* _WHAT IS ASKED_
Exclude images, then output the remaining data verbatim.

* _MATERIAL SHOWN_
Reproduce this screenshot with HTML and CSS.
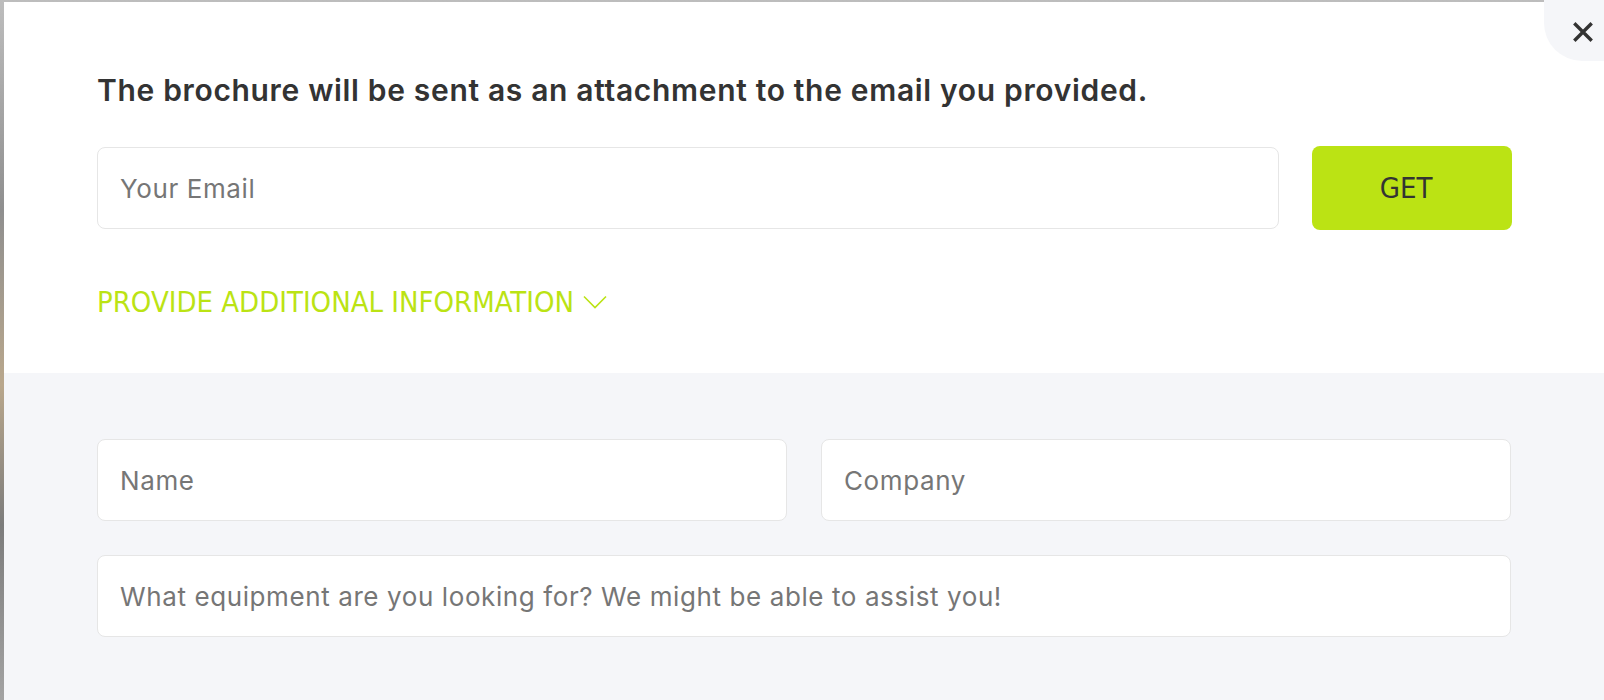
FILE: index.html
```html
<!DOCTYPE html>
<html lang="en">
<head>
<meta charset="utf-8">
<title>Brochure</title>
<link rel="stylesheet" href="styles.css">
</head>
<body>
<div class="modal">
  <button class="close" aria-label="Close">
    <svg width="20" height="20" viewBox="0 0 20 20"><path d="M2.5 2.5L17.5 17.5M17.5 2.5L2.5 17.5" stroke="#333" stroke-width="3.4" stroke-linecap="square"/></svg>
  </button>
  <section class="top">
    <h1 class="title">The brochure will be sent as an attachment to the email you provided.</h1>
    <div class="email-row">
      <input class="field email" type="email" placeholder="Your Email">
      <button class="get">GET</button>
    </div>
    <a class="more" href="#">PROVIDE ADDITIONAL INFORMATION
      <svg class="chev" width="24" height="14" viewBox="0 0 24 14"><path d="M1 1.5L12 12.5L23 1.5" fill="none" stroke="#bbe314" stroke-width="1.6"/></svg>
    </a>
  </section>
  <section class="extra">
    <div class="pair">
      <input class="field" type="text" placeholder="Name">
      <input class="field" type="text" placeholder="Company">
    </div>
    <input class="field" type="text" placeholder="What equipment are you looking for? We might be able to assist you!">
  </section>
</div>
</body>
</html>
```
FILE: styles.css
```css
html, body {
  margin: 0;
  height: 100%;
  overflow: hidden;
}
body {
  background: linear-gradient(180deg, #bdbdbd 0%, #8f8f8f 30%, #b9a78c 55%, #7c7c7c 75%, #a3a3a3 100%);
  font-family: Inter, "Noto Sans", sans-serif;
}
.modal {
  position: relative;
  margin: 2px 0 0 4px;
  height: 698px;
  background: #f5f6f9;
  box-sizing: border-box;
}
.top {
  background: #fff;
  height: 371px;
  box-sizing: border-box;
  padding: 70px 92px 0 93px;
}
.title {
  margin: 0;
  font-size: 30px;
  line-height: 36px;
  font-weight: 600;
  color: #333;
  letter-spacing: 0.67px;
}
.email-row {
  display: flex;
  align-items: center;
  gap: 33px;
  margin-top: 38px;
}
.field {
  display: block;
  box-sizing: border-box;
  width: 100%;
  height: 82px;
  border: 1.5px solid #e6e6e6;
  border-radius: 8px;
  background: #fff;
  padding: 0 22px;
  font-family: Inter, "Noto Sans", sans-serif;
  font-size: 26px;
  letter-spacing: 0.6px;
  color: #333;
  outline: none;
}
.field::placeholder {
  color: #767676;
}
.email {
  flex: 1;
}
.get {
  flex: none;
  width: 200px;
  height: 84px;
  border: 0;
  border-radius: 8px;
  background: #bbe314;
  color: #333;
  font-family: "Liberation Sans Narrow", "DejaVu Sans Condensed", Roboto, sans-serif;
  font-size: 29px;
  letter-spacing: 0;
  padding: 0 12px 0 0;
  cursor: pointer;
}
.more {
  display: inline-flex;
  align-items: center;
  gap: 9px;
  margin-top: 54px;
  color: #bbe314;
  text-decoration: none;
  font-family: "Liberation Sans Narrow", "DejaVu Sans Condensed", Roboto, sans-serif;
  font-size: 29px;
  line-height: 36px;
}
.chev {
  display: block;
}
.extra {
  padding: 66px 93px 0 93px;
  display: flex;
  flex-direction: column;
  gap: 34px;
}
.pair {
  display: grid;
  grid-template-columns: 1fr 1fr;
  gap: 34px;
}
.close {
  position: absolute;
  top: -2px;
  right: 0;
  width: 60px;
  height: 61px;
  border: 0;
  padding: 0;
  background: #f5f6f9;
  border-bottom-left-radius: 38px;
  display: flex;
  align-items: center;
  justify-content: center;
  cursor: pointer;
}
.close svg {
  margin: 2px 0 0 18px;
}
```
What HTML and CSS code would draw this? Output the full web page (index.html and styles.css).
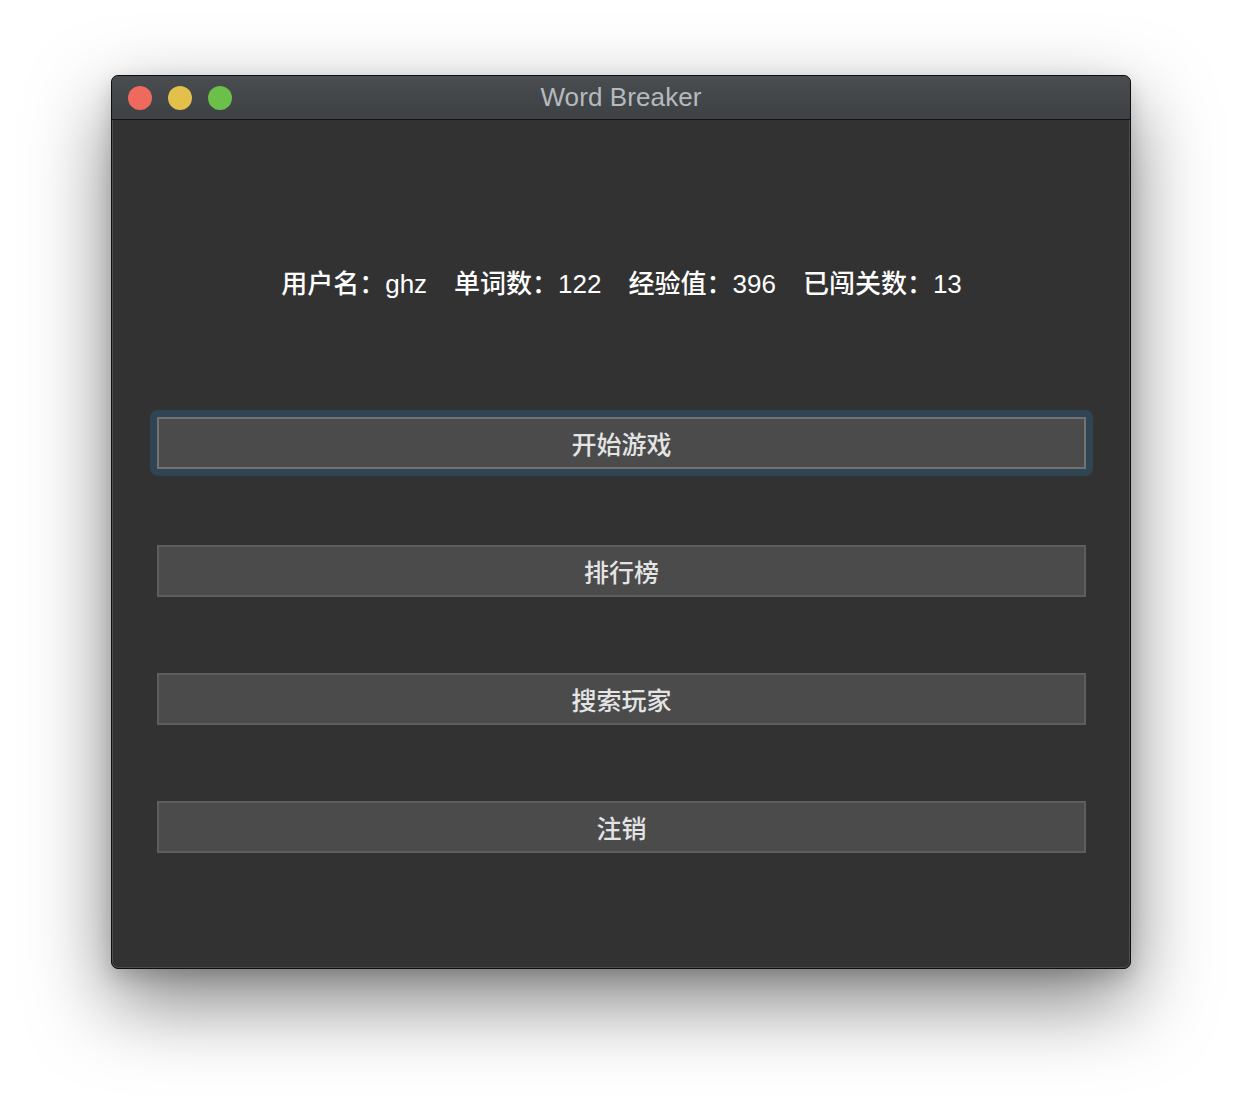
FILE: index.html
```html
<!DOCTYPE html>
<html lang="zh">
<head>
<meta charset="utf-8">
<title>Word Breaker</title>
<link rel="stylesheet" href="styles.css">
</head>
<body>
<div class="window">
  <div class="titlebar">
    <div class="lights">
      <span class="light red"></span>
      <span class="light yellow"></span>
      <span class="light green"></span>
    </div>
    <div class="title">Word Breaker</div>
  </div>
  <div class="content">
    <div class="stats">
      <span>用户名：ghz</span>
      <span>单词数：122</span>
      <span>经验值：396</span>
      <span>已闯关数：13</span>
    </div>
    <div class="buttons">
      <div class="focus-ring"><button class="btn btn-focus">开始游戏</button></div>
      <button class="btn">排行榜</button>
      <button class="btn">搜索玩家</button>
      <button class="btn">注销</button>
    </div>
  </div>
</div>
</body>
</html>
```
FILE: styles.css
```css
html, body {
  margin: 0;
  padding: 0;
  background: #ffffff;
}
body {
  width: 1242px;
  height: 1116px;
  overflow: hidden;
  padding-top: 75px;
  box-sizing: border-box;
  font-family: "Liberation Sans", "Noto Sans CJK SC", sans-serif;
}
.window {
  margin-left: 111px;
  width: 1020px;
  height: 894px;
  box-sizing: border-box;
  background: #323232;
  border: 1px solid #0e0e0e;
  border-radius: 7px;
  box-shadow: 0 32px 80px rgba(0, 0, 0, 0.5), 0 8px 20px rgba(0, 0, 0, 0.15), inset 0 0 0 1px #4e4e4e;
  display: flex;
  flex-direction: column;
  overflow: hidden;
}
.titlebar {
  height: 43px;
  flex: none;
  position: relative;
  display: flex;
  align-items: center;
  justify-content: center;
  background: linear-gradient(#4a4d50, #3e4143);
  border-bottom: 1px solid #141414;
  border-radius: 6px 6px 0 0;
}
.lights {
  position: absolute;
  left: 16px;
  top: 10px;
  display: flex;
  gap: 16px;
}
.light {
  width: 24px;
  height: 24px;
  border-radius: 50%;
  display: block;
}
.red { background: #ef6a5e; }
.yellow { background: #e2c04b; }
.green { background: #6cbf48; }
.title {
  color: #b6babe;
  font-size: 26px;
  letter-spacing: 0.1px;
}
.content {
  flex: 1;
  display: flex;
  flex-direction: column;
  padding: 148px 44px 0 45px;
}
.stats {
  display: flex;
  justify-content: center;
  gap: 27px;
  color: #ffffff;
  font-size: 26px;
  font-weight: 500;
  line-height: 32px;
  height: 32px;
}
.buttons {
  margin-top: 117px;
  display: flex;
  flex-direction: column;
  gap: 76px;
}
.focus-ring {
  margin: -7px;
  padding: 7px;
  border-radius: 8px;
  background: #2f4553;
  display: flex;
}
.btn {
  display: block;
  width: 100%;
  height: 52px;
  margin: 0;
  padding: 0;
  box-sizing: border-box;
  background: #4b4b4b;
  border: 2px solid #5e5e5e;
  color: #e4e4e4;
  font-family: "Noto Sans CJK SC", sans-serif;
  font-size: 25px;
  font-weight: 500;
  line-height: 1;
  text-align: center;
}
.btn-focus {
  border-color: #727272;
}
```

* _COMPLETE ANSWER_
Reproduce this screenshot with HTML and CSS.
FILE: index.html
```html
<!DOCTYPE html>
<html lang="en">
<head>
<meta charset="utf-8">
<title>Brochure</title>
<link rel="stylesheet" href="styles.css">
</head>
<body>
<div class="modal">
  <button class="close" aria-label="Close">
    <svg width="20" height="20" viewBox="0 0 20 20"><path d="M2.5 2.5L17.5 17.5M17.5 2.5L2.5 17.5" stroke="#333" stroke-width="3.4" stroke-linecap="square"/></svg>
  </button>
  <section class="top">
    <h1 class="title">The brochure will be sent as an attachment to the email you provided.</h1>
    <div class="email-row">
      <input class="field email" type="email" placeholder="Your Email">
      <button class="get">GET</button>
    </div>
    <a class="more" href="#">PROVIDE ADDITIONAL INFORMATION
      <svg class="chev" width="24" height="14" viewBox="0 0 24 14"><path d="M1 1.5L12 12.5L23 1.5" fill="none" stroke="#bbe314" stroke-width="1.6"/></svg>
    </a>
  </section>
  <section class="extra">
    <div class="pair">
      <input class="field" type="text" placeholder="Name">
      <input class="field" type="text" placeholder="Company">
    </div>
    <input class="field" type="text" placeholder="What equipment are you looking for? We might be able to assist you!">
  </section>
</div>
</body>
</html>
```
FILE: styles.css
```css
html, body {
  margin: 0;
  height: 100%;
  overflow: hidden;
}
body {
  background: linear-gradient(180deg, #bdbdbd 0%, #8f8f8f 30%, #b9a78c 55%, #7c7c7c 75%, #a3a3a3 100%);
  font-family: Inter, "Noto Sans", sans-serif;
}
.modal {
  position: relative;
  margin: 2px 0 0 4px;
  height: 698px;
  background: #f5f6f9;
  box-sizing: border-box;
}
.top {
  background: #fff;
  height: 371px;
  box-sizing: border-box;
  padding: 70px 92px 0 93px;
}
.title {
  margin: 0;
  font-size: 30px;
  line-height: 36px;
  font-weight: 600;
  color: #333;
  letter-spacing: 0.67px;
}
.email-row {
  display: flex;
  align-items: center;
  gap: 33px;
  margin-top: 38px;
}
.field {
  display: block;
  box-sizing: border-box;
  width: 100%;
  height: 82px;
  border: 1.5px solid #e6e6e6;
  border-radius: 8px;
  background: #fff;
  padding: 0 22px;
  font-family: Inter, "Noto Sans", sans-serif;
  font-size: 26px;
  letter-spacing: 0.6px;
  color: #333;
  outline: none;
}
.field::placeholder {
  color: #767676;
}
.email {
  flex: 1;
}
.get {
  flex: none;
  width: 200px;
  height: 84px;
  border: 0;
  border-radius: 8px;
  background: #bbe314;
  color: #333;
  font-family: "Liberation Sans Narrow", "DejaVu Sans Condensed", Roboto, sans-serif;
  font-size: 29px;
  letter-spacing: 0;
  padding: 0 12px 0 0;
  cursor: pointer;
}
.more {
  display: inline-flex;
  align-items: center;
  gap: 9px;
  margin-top: 54px;
  color: #bbe314;
  text-decoration: none;
  font-family: "Liberation Sans Narrow", "DejaVu Sans Condensed", Roboto, sans-serif;
  font-size: 29px;
  line-height: 36px;
}
.chev {
  display: block;
}
.extra {
  padding: 66px 93px 0 93px;
  display: flex;
  flex-direction: column;
  gap: 34px;
}
.pair {
  display: grid;
  grid-template-columns: 1fr 1fr;
  gap: 34px;
}
.close {
  position: absolute;
  top: -2px;
  right: 0;
  width: 60px;
  height: 61px;
  border: 0;
  padding: 0;
  background: #f5f6f9;
  border-bottom-left-radius: 38px;
  display: flex;
  align-items: center;
  justify-content: center;
  cursor: pointer;
}
.close svg {
  margin: 2px 0 0 18px;
}
```
What HTML and CSS code would draw this? Output the full web page (index.html and styles.css).
FILE: index.html
```html
<!DOCTYPE html>
<html lang="zh">
<head>
<meta charset="utf-8">
<title>Word Breaker</title>
<link rel="stylesheet" href="styles.css">
</head>
<body>
<div class="window">
  <div class="titlebar">
    <div class="lights">
      <span class="light red"></span>
      <span class="light yellow"></span>
      <span class="light green"></span>
    </div>
    <div class="title">Word Breaker</div>
  </div>
  <div class="content">
    <div class="stats">
      <span>用户名：ghz</span>
      <span>单词数：122</span>
      <span>经验值：396</span>
      <span>已闯关数：13</span>
    </div>
    <div class="buttons">
      <div class="focus-ring"><button class="btn btn-focus">开始游戏</button></div>
      <button class="btn">排行榜</button>
      <button class="btn">搜索玩家</button>
      <button class="btn">注销</button>
    </div>
  </div>
</div>
</body>
</html>
```
FILE: styles.css
```css
html, body {
  margin: 0;
  padding: 0;
  background: #ffffff;
}
body {
  width: 1242px;
  height: 1116px;
  overflow: hidden;
  padding-top: 75px;
  box-sizing: border-box;
  font-family: "Liberation Sans", "Noto Sans CJK SC", sans-serif;
}
.window {
  margin-left: 111px;
  width: 1020px;
  height: 894px;
  box-sizing: border-box;
  background: #323232;
  border: 1px solid #0e0e0e;
  border-radius: 7px;
  box-shadow: 0 32px 80px rgba(0, 0, 0, 0.5), 0 8px 20px rgba(0, 0, 0, 0.15), inset 0 0 0 1px #4e4e4e;
  display: flex;
  flex-direction: column;
  overflow: hidden;
}
.titlebar {
  height: 43px;
  flex: none;
  position: relative;
  display: flex;
  align-items: center;
  justify-content: center;
  background: linear-gradient(#4a4d50, #3e4143);
  border-bottom: 1px solid #141414;
  border-radius: 6px 6px 0 0;
}
.lights {
  position: absolute;
  left: 16px;
  top: 10px;
  display: flex;
  gap: 16px;
}
.light {
  width: 24px;
  height: 24px;
  border-radius: 50%;
  display: block;
}
.red { background: #ef6a5e; }
.yellow { background: #e2c04b; }
.green { background: #6cbf48; }
.title {
  color: #b6babe;
  font-size: 26px;
  letter-spacing: 0.1px;
}
.content {
  flex: 1;
  display: flex;
  flex-direction: column;
  padding: 148px 44px 0 45px;
}
.stats {
  display: flex;
  justify-content: center;
  gap: 27px;
  color: #ffffff;
  font-size: 26px;
  font-weight: 500;
  line-height: 32px;
  height: 32px;
}
.buttons {
  margin-top: 117px;
  display: flex;
  flex-direction: column;
  gap: 76px;
}
.focus-ring {
  margin: -7px;
  padding: 7px;
  border-radius: 8px;
  background: #2f4553;
  display: flex;
}
.btn {
  display: block;
  width: 100%;
  height: 52px;
  margin: 0;
  padding: 0;
  box-sizing: border-box;
  background: #4b4b4b;
  border: 2px solid #5e5e5e;
  color: #e4e4e4;
  font-family: "Noto Sans CJK SC", sans-serif;
  font-size: 25px;
  font-weight: 500;
  line-height: 1;
  text-align: center;
}
.btn-focus {
  border-color: #727272;
}
```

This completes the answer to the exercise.